Morgan Stanley (an IIF member) was much more direct. “We now expect a 3°C world,” Morgan Stanley analysts wrote in March 2025 report. On the bright side, Morgan Stanley foresees a windfall for the air conditioning industry…
JP Morgan Chase, also an IIF member and the world’s largest bank by market capitalization, takes a more constructive approach in a 2025 report (pdf) “Building Resilience Through Climate Adaptation.” The report, authored by Dr. Sarah Kapnick, formerly chief scientist at NOAA, highlights two possible explanations for the lack of attention to adaptation so far:
- the natural tendency to avoid costly impacts by focusing on slowing or stopping climate change
- sufficient climate change to experience financial effects from extreme weather and climate events is only starting to be apparent.
Kapnick points out that 90% of climate finance to date has been focused on mitigation, with adaptation receiving less than $65B per year. By 2030, effective adaptation will require six times that amount annually, but that will be money well spent. The return on investment for climate adaptation is projected to range from $2 to $43 for every dollar spent.

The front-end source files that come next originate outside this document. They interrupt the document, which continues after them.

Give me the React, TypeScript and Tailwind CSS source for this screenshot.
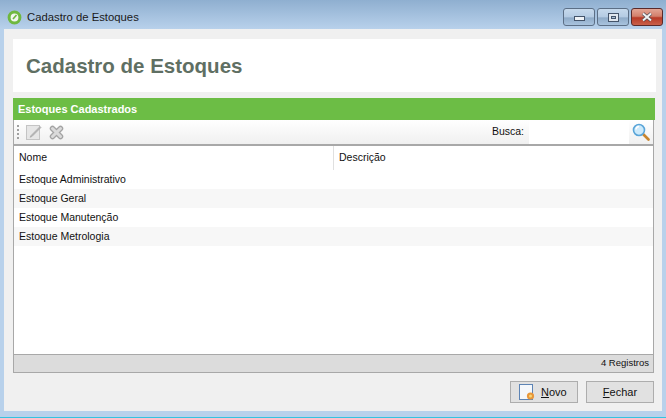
const rows = ["Estoque Administrativo", "Estoque Geral", "Estoque Manutenção", "Estoque Metrologia"];

function AppIcon() {
  return (
    <svg width="15" height="15" viewBox="0 0 15 15" className="shrink-0">
      <circle cx="7.5" cy="7.5" r="5.4" fill="#f2f6ee" stroke="#6fb83f" strokeWidth="3" />
      <path d="M6 9 9.5 5" stroke="#6fb83f" strokeWidth="1.6" />
    </svg>
  );
}

function WindowButtons() {
  return (
    <div className="flex gap-[2px] pt-2">
      <div className="flex h-[18px] w-[32px] items-center justify-center rounded-[3px] border border-[#5c6f86] bg-[linear-gradient(#c6d9ec_0%,#b4cbe3_50%,#8fabc8_55%,#a8c3de_100%)]">
        <div className="mt-[3px] h-[5px] w-[11px] border border-[#44546a] bg-[#eef2f6]" />
      </div>
      <div className="flex h-[18px] w-[32px] items-center justify-center rounded-[3px] border border-[#5c6f86] bg-[linear-gradient(#c6d9ec_0%,#b4cbe3_50%,#8fabc8_55%,#a8c3de_100%)]">
        <div className="flex h-[9px] w-[11px] items-center justify-center border border-[#44546a] bg-[#dfe6ee]">
          <div className="h-[3px] w-[5px] border border-[#44546a] bg-[#a9bed4]" />
        </div>
      </div>
      <div className="flex h-[18px] w-[32px] items-center justify-center rounded-[3px] border border-[#5a2a2a] bg-[linear-gradient(#e3a594_0%,#d37f6b_45%,#b83a26_55%,#c9604a_100%)]">
        <svg width="12" height="10" viewBox="0 0 12 10">
          <path d="M2 1.5 10 8.5M10 1.5 2 8.5" stroke="#4c4c55" strokeWidth="3.4" />
          <path d="M2 1.5 10 8.5M10 1.5 2 8.5" stroke="#f2f2f2" strokeWidth="2" />
        </svg>
      </div>
    </div>
  );
}

function EditIcon() {
  return (
    <svg width="16" height="16" viewBox="0 0 16 16">
      <rect x="0.5" y="1.5" width="13" height="14" fill="#e6e6e6" stroke="#c4c4c4" />
      <path d="M5 11.5 14 2.5l1 1-9 9-2 .8z" fill="#b5b5b5" stroke="#a5a5a5" strokeWidth="0.6" />
    </svg>
  );
}

function DeleteIcon() {
  return (
    <svg width="15" height="15" viewBox="0 0 15 15">
      <path d="M3.5 3.5l8 8M11.5 3.5l-8 8" stroke="#a4a4a4" strokeWidth="5.5" strokeLinecap="round" />
      <path d="M3.5 3.5l8 8M11.5 3.5l-8 8" stroke="#dadada" strokeWidth="3" strokeLinecap="round" />
    </svg>
  );
}

function SearchIcon() {
  return (
    <svg width="18" height="18" viewBox="0 0 18 18" className="shrink-0">
      <path d="M11 11l5.5 5.5" stroke="#c8842c" strokeWidth="2.6" strokeLinecap="round" />
      <circle cx="7" cy="7" r="5.5" fill="#cdeafb" stroke="#5aa5d8" strokeWidth="1.6" />
      <path d="M4 6.5a3.2 3.2 0 0 1 3-3" fill="none" stroke="#ffffff" strokeWidth="1.4" />
    </svg>
  );
}

function NewIcon() {
  return (
    <svg width="17" height="17" viewBox="0 0 17 17" className="shrink-0">
      <rect x="0.5" y="0.5" width="13" height="15" fill="#f4f7fb" stroke="#5d84b5" />
      <circle cx="11.5" cy="12" r="3.6" fill="#e8963a" />
      <circle cx="11.5" cy="12" r="1.5" fill="#f7d774" />
    </svg>
  );
}

export default function App() {
  return (
    <div className="flex h-[418px] w-[666px] flex-col border-b border-[#35c3e0] bg-[linear-gradient(#8fafd0_0px,#b8d1eb_29px)] font-['Liberation_Sans',sans-serif] text-[10.5px] text-[#111]">
      <div className="flex h-[29px] shrink-0 items-start pl-[7px] pr-[3px]">
        <div className="flex items-center gap-[5px] pt-[10px]">
          <AppIcon />
          <span className="text-[11.3px] leading-[15px] text-[#1a1a1a]">Cadastro de Estoques</span>
        </div>
        <div className="ml-auto">
          <WindowButtons />
        </div>
      </div>

      <div className="mx-[4px] mb-[6px] flex flex-1 flex-col bg-[#f0f0f0] pl-[9px] pr-[6px] pt-[10px]">
        <div className="flex h-[53px] items-center bg-white pl-[13px] pt-[1px]">
          <h1 className="text-[20.5px] font-bold text-[#5f6f63]">Cadastro de Estoques</h1>
        </div>

        <div className="mt-[6px] mr-px flex h-[22px] items-center bg-[#6cbd45] pl-[5px] text-[11px] font-bold text-white">
          Estoques Cadastrados
        </div>

        <div className="mr-[2px] flex flex-1 flex-col border-x border-b border-[#a8a8a8] bg-white">
          <div className="flex h-[26px] shrink-0 items-center border-b-2 border-[#a8a8a8] bg-[linear-gradient(#ffffff,#f0f0f0)]">
            <div className="ml-[3px] flex h-[14px] w-[2px] flex-col justify-between">
              <div className="h-[2px] bg-[#a0a0a0]" />
              <div className="h-[2px] bg-[#a0a0a0]" />
              <div className="h-[2px] bg-[#a0a0a0]" />
              <div className="h-[2px] bg-[#a0a0a0]" />
            </div>
            <div className="ml-[7px] flex items-center gap-[7px]">
              <EditIcon />
              <DeleteIcon />
            </div>
            <span className="ml-auto mr-[5px]">Busca:</span>
            <div className="mb-[1px] h-[24px] w-[100px] bg-white" />
            <div className="mx-[3px]">
              <SearchIcon />
            </div>
          </div>

          <div className="flex h-[24px] shrink-0">
            <div className="w-[320px] border-r border-[#e0e0e0] pl-[5px] pt-[4px]">Nome</div>
            <div className="pl-[5px] pt-[4px]">Descrição</div>
          </div>

          {rows.map((row, i) => (
            <div key={row} className={`flex h-[19px] shrink-0 items-center pl-[5px] ${i % 2 === 1 ? "bg-[#f7f7f7]" : "bg-white"}`}>
              {row}
            </div>
          ))}

          <div className="mt-auto flex h-[18px] shrink-0 items-center justify-end border-t border-[#a8a8a8] bg-[#dcdcdc] pr-[4px] text-[9.5px]">
            4 Registros
          </div>
        </div>

        <div className="flex h-[38px] shrink-0 items-center justify-end gap-[8px] pr-[2px]">
          <button type="button" className="flex h-[22px] w-[68px] items-center gap-[5px] border border-[#adadad] bg-[#e1e1e1] pl-[8px] text-[11px]">
            <NewIcon />
            <span><span className="underline">N</span>ovo</span>
          </button>
          <button type="button" className="flex h-[22px] w-[68px] items-center justify-center border border-[#adadad] bg-[#e1e1e1] text-[11px]">
            <span><span className="underline">F</span>echar</span>
          </button>
        </div>
      </div>
    </div>
  );
}
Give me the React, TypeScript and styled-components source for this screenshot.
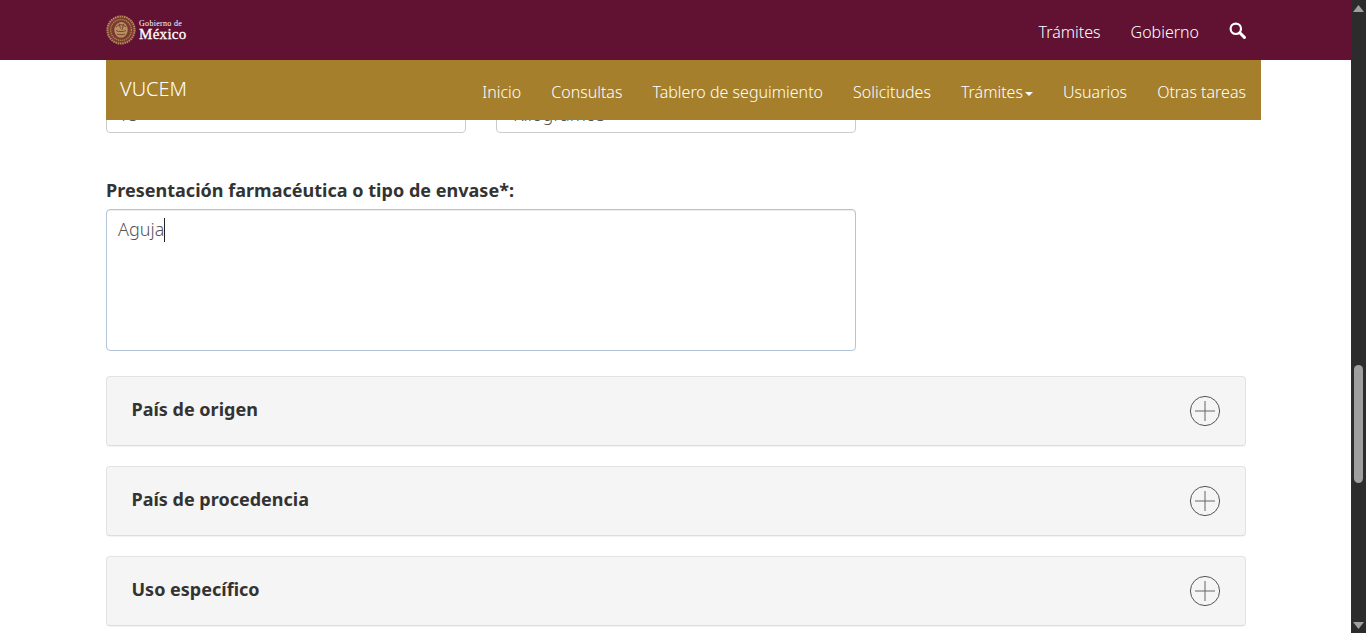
import React from 'react';
import styled, { createGlobalStyle } from 'styled-components';

const maroon = '#611232';
const gold = '#a57f2c';
const font = '"Noto Sans", "Open Sans", sans-serif';

const GlobalStyle = createGlobalStyle`
	html, body {
		margin: 0;
		padding: 0;
		height: 100%;
		overflow: hidden;
		background: #fff;
	}
	* {
		box-sizing: border-box;
	}
`;

const Page = styled.div`
	position: relative;
	width: 1366px;
	height: 633px;
	overflow: hidden;
	font-family: ${font};
	color: #333;
`;

const Header = styled.header`
	position: absolute;
	top: 0;
	left: 0;
	width: 1351px;
	z-index: 2;
`;

const TopBar = styled.div`
	height: 60px;
	background: ${maroon};
	padding: 0 105px 0 106px;
	display: flex;
	align-items: center;
	justify-content: space-between;
`;

const Logo = styled.div`
	display: flex;
	align-items: center;
	gap: 3px;
	color: #fff;
	font-family: "Liberation Serif", serif;
`;

const LogoText = styled.div`
	display: flex;
	flex-direction: column;
	padding-top: 1px;
`;

const LogoSmall = styled.span`
	font-size: 8px;
	line-height: 8px;
	letter-spacing: 0.3px;
`;

const LogoBig = styled.span`
	font-size: 15px;
	line-height: 13px;
	font-weight: 400;
	letter-spacing: 0.3px;
	-webkit-text-stroke: 0.3px #fff;
`;

const TopLinks = styled.nav`
	display: flex;
	align-items: center;
	gap: 30px;
	margin-top: 4px;
`;

const TopLink = styled.a`
	color: #fff;
	font-size: 16px;
	font-weight: 300;
`;

const SearchIcon = styled.svg`
	width: 17px;
	height: 17px;
	margin-top: -3px;
`;

const GoldBar = styled.div`
	height: 60px;
	width: 1155px;
	margin-left: 106px;
	padding: 0 15px 0 14px;
	background: ${gold};
	display: flex;
	justify-content: space-between;
	color: #fff;
`;

const Brand = styled.span`
	font-size: 20px;
	font-weight: 300;
	line-height: 58px;
`;

const SubLinks = styled.nav`
	display: flex;
	gap: 30px;
	padding-top: 21px;
`;

const SubLink = styled.a`
	font-size: 16px;
	font-weight: 300;
	line-height: 22px;
	color: #fff;
`;

const Caret = styled.span`
	display: inline-block;
	margin-left: 2px;
	vertical-align: middle;
	border-top: 4px solid #fff;
	border-left: 4px solid transparent;
	border-right: 4px solid transparent;
`;

const Main = styled.main`
	width: 1140px;
	margin-left: 106px;
	padding-top: 91px;
`;

const InputRow = styled.div`
	display: flex;
	gap: 30px;
	margin-bottom: 45px;
`;

const Input = styled.div`
	width: 360px;
	height: 42px;
	padding: 10px 11px 0;
	border: 1px solid #ccc;
	border-radius: 4px;
	font-size: 18px;
	font-weight: 300;
	line-height: 24px;
	color: #555;
`;

const SelectBox = styled(Input)`
	padding-left: 16px;
`;

const Label = styled.label`
	display: block;
	font-size: 18px;
	font-weight: 700;
	line-height: 24px;
	letter-spacing: 0.02px;
	margin-bottom: 7px;
`;

const TextArea = styled.div`
	width: 750px;
	height: 142px;
	padding: 6px 11px;
	border: 1px solid #b3c4d8;
	border-radius: 4px;
	box-shadow: inset 0 1px 1px rgba(0, 0, 0, 0.075);
	font-size: 18px;
	font-weight: 300;
	line-height: 26px;
	color: #555;
	margin-bottom: 25px;
`;

const TextCursor = styled.span`
	display: inline-block;
	width: 1px;
	height: 24px;
	background: #222;
	vertical-align: -6px;
`;

const Panel = styled.section`
	height: 70px;
	margin-bottom: 20px;
	padding: 0 25px 0 24.5px;
	background: #f5f5f5;
	border: 1px solid #e3e3e3;
	border-bottom-color: #ddd;
	border-radius: 4px;
	box-shadow: 0 1px 1px rgba(0, 0, 0, 0.05);
	display: flex;
	align-items: center;
	justify-content: space-between;
`;

const PanelTitle = styled.h3`
	margin: 0 0 4px;
	font-size: 18px;
	font-weight: 700;
	color: #333;
`;

const PlusIcon = styled.svg`
	width: 32px;
	height: 32px;
	margin: 0 -1px 0 0;
`;

const Scrollbar = styled.div`
	position: absolute;
	top: 0;
	right: 0;
	width: 15px;
	height: 633px;
	background: #2c2c2c;
	z-index: 3;
`;

const ScrollThumb = styled.div`
	position: absolute;
	top: 365px;
	left: 3px;
	width: 9px;
	height: 118px;
	border-radius: 5px;
	background: #9f9f9f;
`;

const ScrollArrow = styled.svg<{ $bottom?: boolean }>`
	position: absolute;
	left: 2px;
	width: 11px;
	height: 7px;
	${(p) => (p.$bottom ? 'bottom: 4px;' : 'top: 5px;')}
`;

function Emblem() {
	return (
		<svg width='30' height='30' viewBox='0 0 30 30'>
			<circle cx='15' cy='15' r='13.6' fill='#7a3a30' stroke='#b5895a' strokeWidth='2' strokeDasharray='1.6 0.7' />
			<circle cx='15' cy='15' r='10.4' fill='none' stroke='#b08454' strokeWidth='1.4' strokeDasharray='1.2 0.8' />
			<path d='M8.5 13c1.5-4 4-6 6.5-6s5.5 2 6.5 6c1 4-1.5 8-4.5 9.5h-4C10 21 7.500 17 8.500 13z' fill='#b8905f' />
			<path d='M10 12c3-3 7-3 10 0M10 15.500c3 1.500 7 1.500 10 0M11 19c2.500 1 5.500 1 8 0M13 8.500l1.500 5M17.500 9l-1.500 6' fill='none' stroke='#74382f' strokeWidth='0.9' />
		</svg>
	);
}

function Plus() {
	return (
		<PlusIcon viewBox='0 0 32 32'>
			<circle cx='16' cy='16' r='14.6' fill='none' stroke='#555' strokeWidth='1' />
			<path d='M16 6v20M6 16h20' fill='none' stroke='#666' strokeWidth='1' />
		</PlusIcon>
	);
}

const panels = ['País de origen', 'País de procedencia', 'Uso específico'];
const subLinks = ['Inicio', 'Consultas', 'Tablero de seguimiento', 'Solicitudes'];

export default function App() {
	return (
		<Page>
			<GlobalStyle />
			<Header>
				<TopBar>
					<Logo>
						<Emblem />
						<LogoText>
							<LogoSmall>Gobierno de</LogoSmall>
							<LogoBig>México</LogoBig>
						</LogoText>
					</Logo>
					<TopLinks>
						<TopLink>Trámites</TopLink>
						<TopLink>Gobierno</TopLink>
						<SearchIcon viewBox='0 0 17 17'>
							<circle cx='6.8' cy='6.8' r='5.2' fill='none' stroke='#fff' strokeWidth='2.2' />
							<path d='M10.8 10.8l4.6 4.6' stroke='#fff' strokeWidth='3' strokeLinecap='round' />
						</SearchIcon>
					</TopLinks>
				</TopBar>
				<GoldBar>
					<Brand>VUCEM</Brand>
					<SubLinks>
						{subLinks.map((l) => (
							<SubLink key={l}>{l}</SubLink>
						))}
						<SubLink>
							Trámites
							<Caret />
						</SubLink>
						<SubLink>Usuarios</SubLink>
						<SubLink>Otras tareas</SubLink>
					</SubLinks>
				</GoldBar>
			</Header>
			<Main>
				<InputRow>
					<Input>15</Input>
					<SelectBox>Kilogramos</SelectBox>
				</InputRow>
				<Label>Presentación farmacéutica o tipo de envase*:</Label>
				<TextArea>
					Aguja
					<TextCursor />
				</TextArea>
				{panels.map((p) => (
					<Panel key={p}>
						<PanelTitle>{p}</PanelTitle>
						<Plus />
					</Panel>
				))}
			</Main>
			<Scrollbar>
				<ScrollArrow viewBox='0 0 11 7'>
					<path d='M5.5 0L11 7H0z' fill='#a0a0a0' />
				</ScrollArrow>
				<ScrollThumb />
				<ScrollArrow $bottom viewBox='0 0 11 7'>
					<path d='M5.5 7L0 0h11z' fill='#a0a0a0' />
				</ScrollArrow>
			</Scrollbar>
		</Page>
	);
}
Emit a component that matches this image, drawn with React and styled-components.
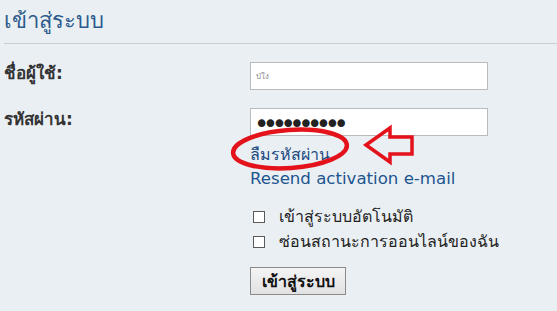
import React from "react";
import styled, { createGlobalStyle } from "styled-components";

const Global = createGlobalStyle`
  html, body { margin: 0; padding: 0; background: #eaeff3; }
  body { font-family: Tahoma, "DejaVu Sans", "Noto Sans", sans-serif; }
`;

const Page = styled.div`
  position: relative;
  width: 557px;
  height: 311px;
  overflow: hidden;
  background: #eaeff3;
`;

const Title = styled.h1`
  margin: 0;
  padding: 6px 0 0 4px;
  height: 43px;
  box-sizing: border-box;
  font-size: 22px;
  font-weight: normal;
  color: #2c5b8c;
  line-height: 30px;
`;

const Rule = styled.hr`
  margin: 0 0 0 4px;
  border: none;
  border-top: 1px solid #c9cdd1;
  height: 0;
`;

const Form = styled.div`
  display: grid;
  grid-template-columns: 246px 300px;
  padding: 18px 0 0 4px;
  row-gap: 18px;
`;

const Label = styled.label`
  font-size: 17px;
  font-weight: bold;
  color: #333;
  align-self: start;
  padding-top: 1px;
  line-height: 20px;
`;

const Input = styled.input`
  box-sizing: border-box;
  width: 238px;
  height: 28px;
  border: 1px solid #b9bcbf;
  background: #fff;
  margin: 0;
  outline: none;
  font-family: "DejaVu Sans", sans-serif;
  color: ${(p) => (p.$faint ? "#8a8a8a" : "#222")};
  font-size: ${(p) => (p.$faint ? "8px" : "26px")};
  letter-spacing: ${(p) => (p.$faint ? "0" : "-6.5px")};
  padding: ${(p) => (p.$faint ? "0 5px" : "3px 3px 0")};
`;

const Field = styled.div`
  display: flex;
  flex-direction: column;
`;

const Links = styled.div`
  grid-column: 2;
  display: flex;
  flex-direction: column;
  align-items: flex-start;
  margin-top: -12px;
`;

const Link = styled.a`
  color: ${(p) => (p.$large ? "#1d558f" : "#1b4a82")};
  font-size: ${(p) => (p.$large ? "16.6px" : "16px")};
  text-decoration: none;
  line-height: ${(p) => (p.$large ? "22px" : "26px")};
  white-space: nowrap;
`;

const Checks = styled.div`
  grid-column: 2;
  display: flex;
  flex-direction: column;
  gap: 6px;
  margin-top: -1px;
`;

const CheckRow = styled.label`
  display: flex;
  align-items: center;
  gap: 14px;
  font-size: 16px;
  line-height: 19px;
  color: #222;
  padding-left: 3px;
  white-space: nowrap;
`;

const Box = styled.span`
  box-sizing: border-box;
  width: 12px;
  height: 12px;
  border: 1px solid #5a5a5a;
  background: #fff;
  flex: none;
`;

const Button = styled.button`
  grid-column: 2;
  justify-self: start;
  box-sizing: border-box;
  width: 96px;
  height: 28px;
  margin-top: -2px;
  border: 1px solid #8a8a8a;
  background: linear-gradient(#f4f4f4, #e2e2e2);
  font-family: inherit;
  font-size: 16px;
  font-weight: bold;
  color: #111;
  padding: 0;
`;

const Overlay = styled.svg`
  position: absolute;
  left: 0;
  top: 0;
  pointer-events: none;
`;

export default function App() {
  return (
    <Page>
      <Global />
      <Title>เข้าสู่ระบบ</Title>
      <Rule />
      <Form>
        <Label>ชื่อผู้ใช้:</Label>
        <Field>
          <Input $faint readOnly value="ป่ใง" />
        </Field>
        <Label>รหัสผ่าน:</Label>
        <Field>
          <Input type="password" readOnly value="1234567890" />
        </Field>
        <Links>
          <Link href="#">ลืมรหัสผ่าน</Link>
          <Link href="#" $large>
            Resend activation e-mail
          </Link>
        </Links>
        <Checks>
          <CheckRow>
            <Box />
            เข้าสู่ระบบอัตโนมัติ
          </CheckRow>
          <CheckRow>
            <Box />
            ซ่อนสถานะการออนไลน์ของฉัน
          </CheckRow>
        </Checks>
        <Button>เข้าสู่ระบบ</Button>
      </Form>
      <Overlay width="557" height="311" viewBox="0 0 557 311">
        <ellipse cx="290" cy="149" rx="57" ry="19" fill="none" stroke="#e3121b" strokeWidth="4.5" transform="rotate(-4 290 149)" />
        <path d="M366 145 L390 128 L390 137 L412 137 L412 154 L390 154 L390 162 Z" fill="none" stroke="#e3121b" strokeWidth="3.5" strokeLinejoin="miter" />
      </Overlay>
    </Page>
  );
}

Figure 8 shows the frequency and cost of U.S. billion dollar disasters as of April 2025, emphasizing the financial risk of going on with business as usual. The chart is noteworthy in that it accounts for the impact of inflation on the ability to compare costs over time. The resulting graphic includes events with less than $1B in damage at the time of the event, but that now exceed $1B in damage after adjustment for inflation.
Figure 8: U.S. billion dollar disasters since 1980 (costs CPI-adjusted) Credit: JP Morgan (PDF)
The frequencies and costs of these events are growing. To counter these growth trends, we need to reduce the sources of change by:
- mitigating climate change through emissions reductions
- investing in resilience to reduce vulnerability and thus costly damage
As financial impacts of disasters are becoming attributable to climate change with measurable impact, the data can be used to provide actionable analyses of exposure to climate risks. Quantitative exposure models enable meaningful projections of future exposure.
S&P Global used just such a process to estimate the total cost of climate physical risk for the world’s largest companies in the S&P Global 1200, representing 70% of global market capitalization. Following our current climate trajectory, without adaptation the projected costs for those companies will reach $1.2 trillion annually by 2050. To put this in perspective, total damage from major extreme weather and climate events in the U.S. since 1980 totals $2.9 trillion
Utility companies are projected to experience the largest costs from climate physical risk. The S&P analysis estimates the average electrical utility in the analysis will experience $4.6B in costs annually in the 2050s, without adaptation. (Not surprisingly, utilities are actively pursuing adaptation planning.)
The S&P report concludes: “… the projected financial costs of climate physical risks are substantial due to the amount of warming that has already occurred. That reality makes adaptation and resilience central to addressing the physical risks of climate change now and over the years to come.”
In the CAC view, that message holds true for society as a whole, not just large corporations.